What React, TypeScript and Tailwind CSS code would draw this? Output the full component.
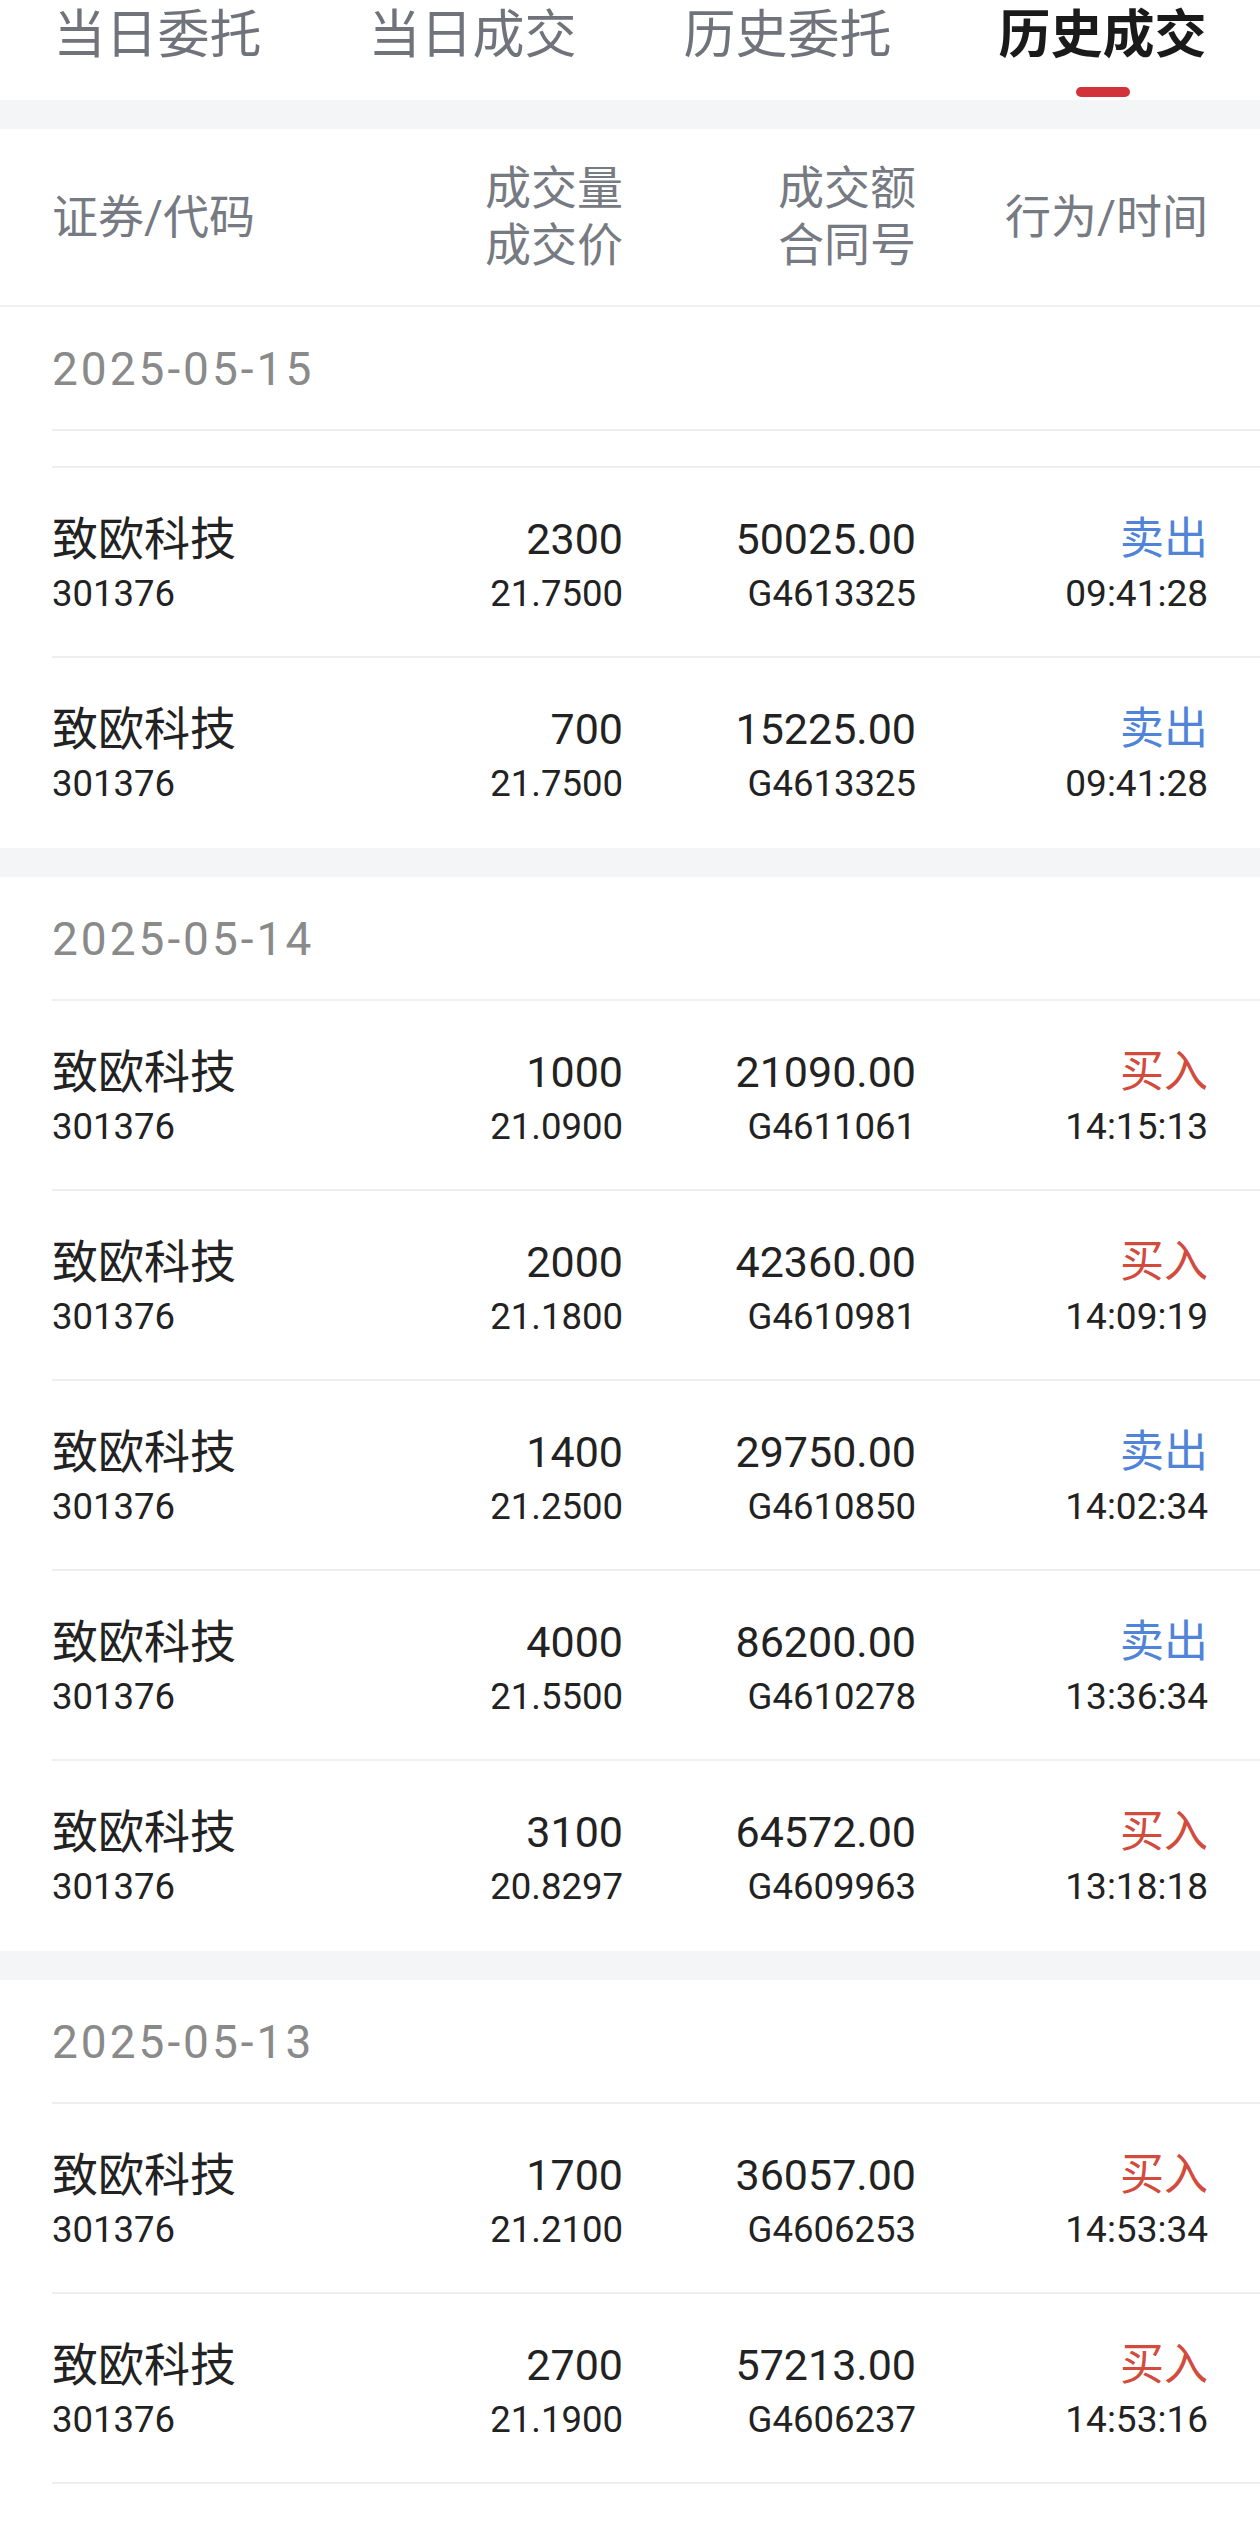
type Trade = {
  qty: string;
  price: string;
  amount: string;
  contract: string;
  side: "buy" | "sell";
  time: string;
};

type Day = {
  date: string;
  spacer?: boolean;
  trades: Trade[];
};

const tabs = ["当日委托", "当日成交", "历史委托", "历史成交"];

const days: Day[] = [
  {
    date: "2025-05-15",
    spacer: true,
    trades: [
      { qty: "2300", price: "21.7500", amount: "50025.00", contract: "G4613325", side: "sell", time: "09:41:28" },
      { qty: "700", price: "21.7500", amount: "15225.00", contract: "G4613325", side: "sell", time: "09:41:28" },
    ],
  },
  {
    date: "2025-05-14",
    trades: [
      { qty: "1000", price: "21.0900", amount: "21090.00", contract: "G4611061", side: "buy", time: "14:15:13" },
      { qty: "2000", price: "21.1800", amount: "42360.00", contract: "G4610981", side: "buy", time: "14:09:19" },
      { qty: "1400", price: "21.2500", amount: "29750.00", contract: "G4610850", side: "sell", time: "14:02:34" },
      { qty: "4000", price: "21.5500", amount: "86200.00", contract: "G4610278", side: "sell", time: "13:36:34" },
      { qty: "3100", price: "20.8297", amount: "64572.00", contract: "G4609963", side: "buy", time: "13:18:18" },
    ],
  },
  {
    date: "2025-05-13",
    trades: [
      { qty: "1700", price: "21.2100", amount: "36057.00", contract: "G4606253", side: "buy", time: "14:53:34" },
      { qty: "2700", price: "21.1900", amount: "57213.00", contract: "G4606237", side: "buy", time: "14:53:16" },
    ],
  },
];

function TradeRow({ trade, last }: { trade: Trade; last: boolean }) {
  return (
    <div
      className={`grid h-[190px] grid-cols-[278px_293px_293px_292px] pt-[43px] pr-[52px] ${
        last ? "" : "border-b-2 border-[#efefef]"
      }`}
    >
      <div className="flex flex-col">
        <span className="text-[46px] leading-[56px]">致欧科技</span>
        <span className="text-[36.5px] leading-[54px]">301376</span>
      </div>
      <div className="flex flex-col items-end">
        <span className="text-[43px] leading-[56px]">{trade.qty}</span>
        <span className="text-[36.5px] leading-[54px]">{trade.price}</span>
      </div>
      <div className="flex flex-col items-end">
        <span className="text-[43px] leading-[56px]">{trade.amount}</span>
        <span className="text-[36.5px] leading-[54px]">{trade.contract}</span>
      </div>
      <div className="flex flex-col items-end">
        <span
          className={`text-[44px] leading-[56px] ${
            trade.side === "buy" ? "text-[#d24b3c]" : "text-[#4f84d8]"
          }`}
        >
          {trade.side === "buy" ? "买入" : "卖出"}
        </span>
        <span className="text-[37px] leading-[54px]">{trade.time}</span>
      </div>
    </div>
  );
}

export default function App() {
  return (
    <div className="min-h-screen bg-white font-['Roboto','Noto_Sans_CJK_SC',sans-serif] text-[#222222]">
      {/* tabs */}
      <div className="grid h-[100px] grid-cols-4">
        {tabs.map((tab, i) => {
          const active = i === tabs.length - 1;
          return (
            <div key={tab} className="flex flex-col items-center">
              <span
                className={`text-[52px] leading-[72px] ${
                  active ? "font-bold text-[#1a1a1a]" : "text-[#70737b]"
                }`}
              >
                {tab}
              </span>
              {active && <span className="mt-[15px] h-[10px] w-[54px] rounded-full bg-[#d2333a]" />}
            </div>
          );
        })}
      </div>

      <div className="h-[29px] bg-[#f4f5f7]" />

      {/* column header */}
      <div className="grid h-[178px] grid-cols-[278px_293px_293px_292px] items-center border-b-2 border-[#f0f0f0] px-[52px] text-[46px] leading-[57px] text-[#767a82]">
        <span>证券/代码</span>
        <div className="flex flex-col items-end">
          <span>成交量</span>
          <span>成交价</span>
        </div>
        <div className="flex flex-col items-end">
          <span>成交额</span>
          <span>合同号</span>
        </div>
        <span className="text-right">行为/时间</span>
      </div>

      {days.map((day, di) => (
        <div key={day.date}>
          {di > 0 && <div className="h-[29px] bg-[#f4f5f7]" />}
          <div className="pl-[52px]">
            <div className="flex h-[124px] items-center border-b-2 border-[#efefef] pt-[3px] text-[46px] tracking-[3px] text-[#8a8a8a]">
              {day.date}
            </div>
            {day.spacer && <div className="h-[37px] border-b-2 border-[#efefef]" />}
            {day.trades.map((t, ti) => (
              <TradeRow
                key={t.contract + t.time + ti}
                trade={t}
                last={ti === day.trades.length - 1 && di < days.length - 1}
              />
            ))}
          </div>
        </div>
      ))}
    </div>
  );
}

*DESCRIPTION OF THE TASK*: Quote all the lines above exactly as given. Do not include the pictures.

*PROBLEM SOLUTION*:
What React, TypeScript and Tailwind CSS code would draw this? Output the full component.
type Trade = {
  qty: string;
  price: string;
  amount: string;
  contract: string;
  side: "buy" | "sell";
  time: string;
};

type Day = {
  date: string;
  spacer?: boolean;
  trades: Trade[];
};

const tabs = ["当日委托", "当日成交", "历史委托", "历史成交"];

const days: Day[] = [
  {
    date: "2025-05-15",
    spacer: true,
    trades: [
      { qty: "2300", price: "21.7500", amount: "50025.00", contract: "G4613325", side: "sell", time: "09:41:28" },
      { qty: "700", price: "21.7500", amount: "15225.00", contract: "G4613325", side: "sell", time: "09:41:28" },
    ],
  },
  {
    date: "2025-05-14",
    trades: [
      { qty: "1000", price: "21.0900", amount: "21090.00", contract: "G4611061", side: "buy", time: "14:15:13" },
      { qty: "2000", price: "21.1800", amount: "42360.00", contract: "G4610981", side: "buy", time: "14:09:19" },
      { qty: "1400", price: "21.2500", amount: "29750.00", contract: "G4610850", side: "sell", time: "14:02:34" },
      { qty: "4000", price: "21.5500", amount: "86200.00", contract: "G4610278", side: "sell", time: "13:36:34" },
      { qty: "3100", price: "20.8297", amount: "64572.00", contract: "G4609963", side: "buy", time: "13:18:18" },
    ],
  },
  {
    date: "2025-05-13",
    trades: [
      { qty: "1700", price: "21.2100", amount: "36057.00", contract: "G4606253", side: "buy", time: "14:53:34" },
      { qty: "2700", price: "21.1900", amount: "57213.00", contract: "G4606237", side: "buy", time: "14:53:16" },
    ],
  },
];

function TradeRow({ trade, last }: { trade: Trade; last: boolean }) {
  return (
    <div
      className={`grid h-[190px] grid-cols-[278px_293px_293px_292px] pt-[43px] pr-[52px] ${
        last ? "" : "border-b-2 border-[#efefef]"
      }`}
    >
      <div className="flex flex-col">
        <span className="text-[46px] leading-[56px]">致欧科技</span>
        <span className="text-[36.5px] leading-[54px]">301376</span>
      </div>
      <div className="flex flex-col items-end">
        <span className="text-[43px] leading-[56px]">{trade.qty}</span>
        <span className="text-[36.5px] leading-[54px]">{trade.price}</span>
      </div>
      <div className="flex flex-col items-end">
        <span className="text-[43px] leading-[56px]">{trade.amount}</span>
        <span className="text-[36.5px] leading-[54px]">{trade.contract}</span>
      </div>
      <div className="flex flex-col items-end">
        <span
          className={`text-[44px] leading-[56px] ${
            trade.side === "buy" ? "text-[#d24b3c]" : "text-[#4f84d8]"
          }`}
        >
          {trade.side === "buy" ? "买入" : "卖出"}
        </span>
        <span className="text-[37px] leading-[54px]">{trade.time}</span>
      </div>
    </div>
  );
}

export default function App() {
  return (
    <div className="min-h-screen bg-white font-['Roboto','Noto_Sans_CJK_SC',sans-serif] text-[#222222]">
      {/* tabs */}
      <div className="grid h-[100px] grid-cols-4">
        {tabs.map((tab, i) => {
          const active = i === tabs.length - 1;
          return (
            <div key={tab} className="flex flex-col items-center">
              <span
                className={`text-[52px] leading-[72px] ${
                  active ? "font-bold text-[#1a1a1a]" : "text-[#70737b]"
                }`}
              >
                {tab}
              </span>
              {active && <span className="mt-[15px] h-[10px] w-[54px] rounded-full bg-[#d2333a]" />}
            </div>
          );
        })}
      </div>

      <div className="h-[29px] bg-[#f4f5f7]" />

      {/* column header */}
      <div className="grid h-[178px] grid-cols-[278px_293px_293px_292px] items-center border-b-2 border-[#f0f0f0] px-[52px] text-[46px] leading-[57px] text-[#767a82]">
        <span>证券/代码</span>
        <div className="flex flex-col items-end">
          <span>成交量</span>
          <span>成交价</span>
        </div>
        <div className="flex flex-col items-end">
          <span>成交额</span>
          <span>合同号</span>
        </div>
        <span className="text-right">行为/时间</span>
      </div>

      {days.map((day, di) => (
        <div key={day.date}>
          {di > 0 && <div className="h-[29px] bg-[#f4f5f7]" />}
          <div className="pl-[52px]">
            <div className="flex h-[124px] items-center border-b-2 border-[#efefef] pt-[3px] text-[46px] tracking-[3px] text-[#8a8a8a]">
              {day.date}
            </div>
            {day.spacer && <div className="h-[37px] border-b-2 border-[#efefef]" />}
            {day.trades.map((t, ti) => (
              <TradeRow
                key={t.contract + t.time + ti}
                trade={t}
                last={ti === day.trades.length - 1 && di < days.length - 1}
              />
            ))}
          </div>
        </div>
      ))}
    </div>
  );
}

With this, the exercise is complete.